Обратите внимание, это не политическая акция, не протестный марш. Это всего лишь концерт. С политической оппозицией тогда расправлялись куда жёстче. В том числе с помощью танков и автоматов Калашникова.

А теперь, почему это знаковая книга.

Начать с того, что это одна из первых книг на русском языке, созданная в стиле гонзо-журналистики. Максимально субъективная и эмоциональная, почти китч, почти трэш. Всё как полагается. Первый опыт и, что бы ни говорили оппоненты Стогова, опыт удачный. И в смысле стиля, и в коммерческом смысле. Тиражи «Мачо» сметались с прилавков, да и сейчас книга продолжает продаваться. Новое поколение не забыло Илью Юрьевича, в отличие от многих авторов, гремевших в девяностые. Стогов — наш Хантер Томпсон. Хороший, плохой, не суть. Какой есть.

Дальше. По сути, Стогов это ещё и наш битник, Керуак и Берроуз в одном гранёном стакане. После «Мачо…» у Ильи вышла повесть «mASIAfucker», которую вполне можно было бы назвать «В дороге». И это, конечно, тоже гонзо-литература.
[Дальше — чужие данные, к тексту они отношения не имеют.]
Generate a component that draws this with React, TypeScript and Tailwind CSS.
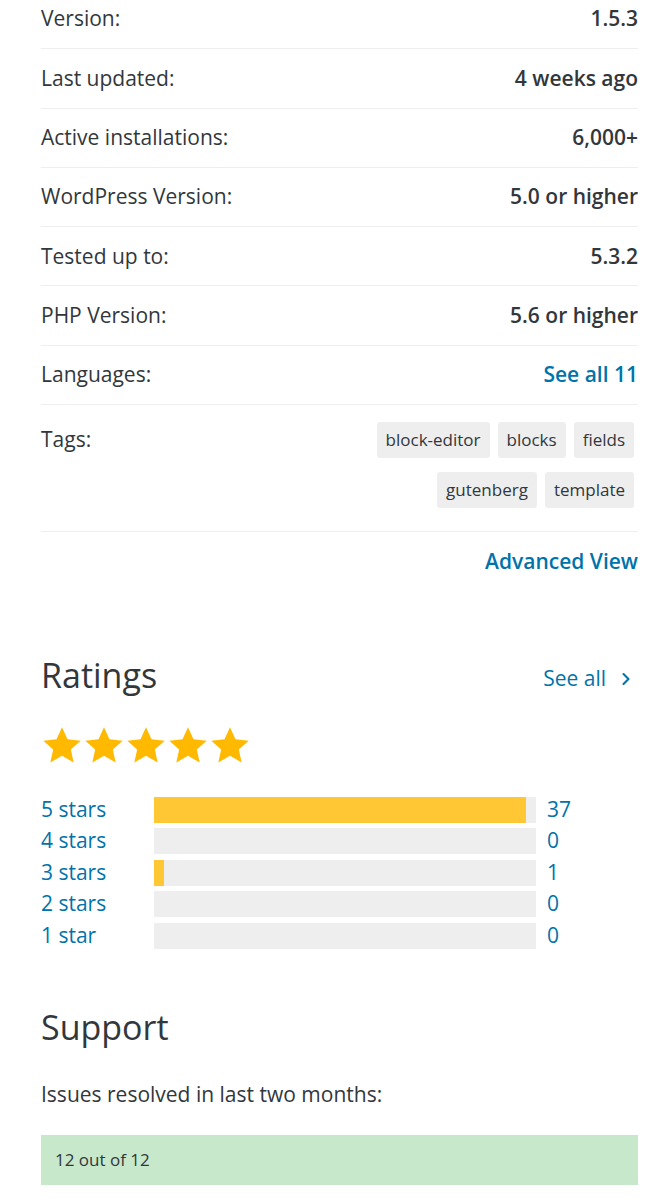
import { ChevronRight } from "lucide-react";

const meta = [
  { label: "Version:", value: "1.5.3" },
  { label: "Last updated:", value: "4 weeks ago" },
  { label: "Active installations:", value: "6,000+" },
  { label: "WordPress Version:", value: "5.0 or higher" },
  { label: "Tested up to:", value: "5.3.2" },
  { label: "PHP Version:", value: "5.6 or higher" },
];

const tags = ["block-editor", "blocks", "fields", "gutenberg", "template"];

const ratings = [
  { label: "5 stars", count: 37 },
  { label: "4 stars", count: 0 },
  { label: "3 stars", count: 1 },
  { label: "2 stars", count: 0 },
  { label: "1 star", count: 0 },
];

function Star() {
  return (
    <svg viewBox="0 0 24 24" className="w-[40px] h-[40px]" fill="#ffb900">
      <path d="M12 1.4l3.3 7.2 7.9.8-5.9 5.3 1.7 7.8L12 18.5l-7 4 1.7-7.8L.8 9.4l7.9-.8z" />
    </svg>
  );
}

export default function App() {
  const total = 38;

  return (
    <div
      className="w-[665px] min-h-[1200px] bg-white text-[#32373c] pl-[41px] pr-[27px] overflow-hidden"
      style={{ fontFamily: '"Open Sans", "Noto Sans", sans-serif' }}
    >
      {/* Plugin meta */}
      <ul className="mt-[-10px]">
        {meta.map((m) => (
          <li
            key={m.label}
            className="h-[59.3px] flex items-center justify-between border-b border-[#eeeeee] text-[21px]"
          >
            <span>{m.label}</span>
            <span className="font-semibold">{m.value}</span>
          </li>
        ))}
        <li className="h-[59.3px] flex items-center justify-between border-b border-[#eeeeee] text-[21px]">
          <span>Languages:</span>
          <span className="font-semibold text-[#0073aa]">See all 11</span>
        </li>
        <li className="flex justify-between border-b border-[#eeeeee] pt-[17px] pb-[23px]">
          <span className="text-[21px] leading-[30px] mt-[2px]">Tags:</span>
          <div className="flex flex-wrap justify-end gap-x-[8px] gap-y-[14px] w-[280px] mr-[4px]">
            {tags.map((t) => (
              <span
                key={t}
                className="h-[36px] flex items-center px-[9px] bg-[#eeeeee] rounded-[3px] text-[17px]"
              >
                {t}
              </span>
            ))}
          </div>
        </li>
      </ul>
      <div className="flex justify-end mt-[14px]">
        <span className="text-[21px] font-semibold text-[#0073aa]">Advanced View</span>
      </div>

      {/* Ratings */}
      <div className="flex items-center justify-between mt-[73px]">
        <h2 className="text-[34px] leading-[48px] font-normal">Ratings</h2>
        <span className="flex items-center gap-[10px] text-[21px] text-[#0073aa] mt-[9px]">
          See all
          <ChevronRight size={20} strokeWidth={2.5} className="mr-[2px]" />
        </span>
      </div>
      <div className="flex gap-[2px] mt-[26px] ml-[1px]">
        {[0, 1, 2, 3, 4].map((i) => (
          <Star key={i} />
        ))}
      </div>
      <div className="flex flex-col gap-[5.5px] mt-[32px]">
        {ratings.map((r) => (
          <div key={r.label} className="flex items-center h-[26px] text-[21px] text-[#0073aa]">
            <span className="w-[113px]">{r.label}</span>
            <div className="w-[382px] h-[26px] bg-[#eeeeee]">
              <div
                className="h-full bg-[#ffc733]"
                style={{ width: `${(r.count / total) * 100}%` }}
              />
            </div>
            <span className="ml-[11px]">{r.count}</span>
          </div>
        ))}
      </div>

      {/* Support */}
      <h2 className="text-[34px] leading-[48px] font-normal mt-[54px]">Support</h2>
      <p className="text-[21px] mt-[28px]">Issues resolved in last two months:</p>
      <div className="mt-[25px] h-[50px] flex items-center bg-[#c7e8ca] px-[14px] text-[17px]">
        12 out of 12
      </div>
    </div>
  );
}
Что до богоискательства, то и в этом у Керуака и Стогова есть точки соприкосновения.

Из стоговской косухи, как из пресловутой шинели, вышли многие известные авторы и явления.

Например, минаевский «Духless», да и весь мутноватый поток клубно-гламурной литературы в своих предтечах должен числить всё того же «Мачо…». Там уже всё это было до Минаева: клубы, бренды, шмотки, доллары, экзотический алкоголь, кокаин, селебритиз…

Цитата из х/ф «Криминальное чтиво» реж Квентин Тарантино. 1994. США
Винсент Вега за чтивом

Маргинально-лингвистический момент. «Ни пригатовил джыгит шашлык для сваей вазлюблиной ис этава казла и ана умирла ат голада, а патом умир и сам джыгит. Паследним умир конь. Иму ни нужын был шашлык, конь умир просто за кампанию». Узнаёте стиль? Да, «олбанский», мир его праху. Заслуга сомнительная, но стоит признать, что Стогов заговорил на языке «падонкафф» раньше, чем тот вошёл в широкий оборот.

Перечитал и понял, что ничего особо хорошего про книгу я так и не сказал и от этого немного неловко. Ругать-то я её уж точно не собирался.

Что ж… В любом случае у автора очень и очень неплохо с чувством юмора.

«Бригитта дожевывала бурое мясо. Может быть, это была печень. Может быть, это была моя, неработающая после вчерашнего, печень». «Автобус ехал по узкой горной дороге. Временами она напоминала ленту Мебиуса». «Бухта была узкой и мелкой. Воды в ней было так немного, что казалось, будто ее пролили и забыли вытереть». «Для создания праздничного настроения кое-где к столбам были привязаны связки пыльных воздушных шаров. Выглядело это так, будто, пролетая мимо, кто-то решил метнуть икру». «Щетина успела отрасти такая, что развевалась на ветру, как пиратский флаг. Нервные руки напоминали неисправный «запорожец».

Привет из девяностых!

Об авторе книги.

Dmitry Rozhkov
Илья Стогов

Стогов Илья Юрьевич родился в Ленинграде в 1970 году. Окончил Русский христианский гуманитарный институт. С конца в 1980-х начинает работу в музыкальном журнале «Ровесник». В 1997-м становится редактором первого в Петербурге глянцевого журнала «Мир Петербурга». В 1999-м получает звание «Лучшего журналиста Петербурга». В 1997—1998 годах вышли первые романы писателя: «Череп императора» и «Камикадзе». В следующем году Стогов пишет свой наиболее известный роман «Мачо не плачут», за который в 2001 году автор получает звание писателя года. Следующий роман («mASIAfucker») выходит уже в крупнейшем отечественное издательство ЭКСМО. Стогов возвращается в Петербург и начинает сотрудничать с Пятым телевизионным каналом, получает несколько телевизионных премий. C 2017 года — обозреватель отдела культуры газеты «Санкт-Петербургские ведомости».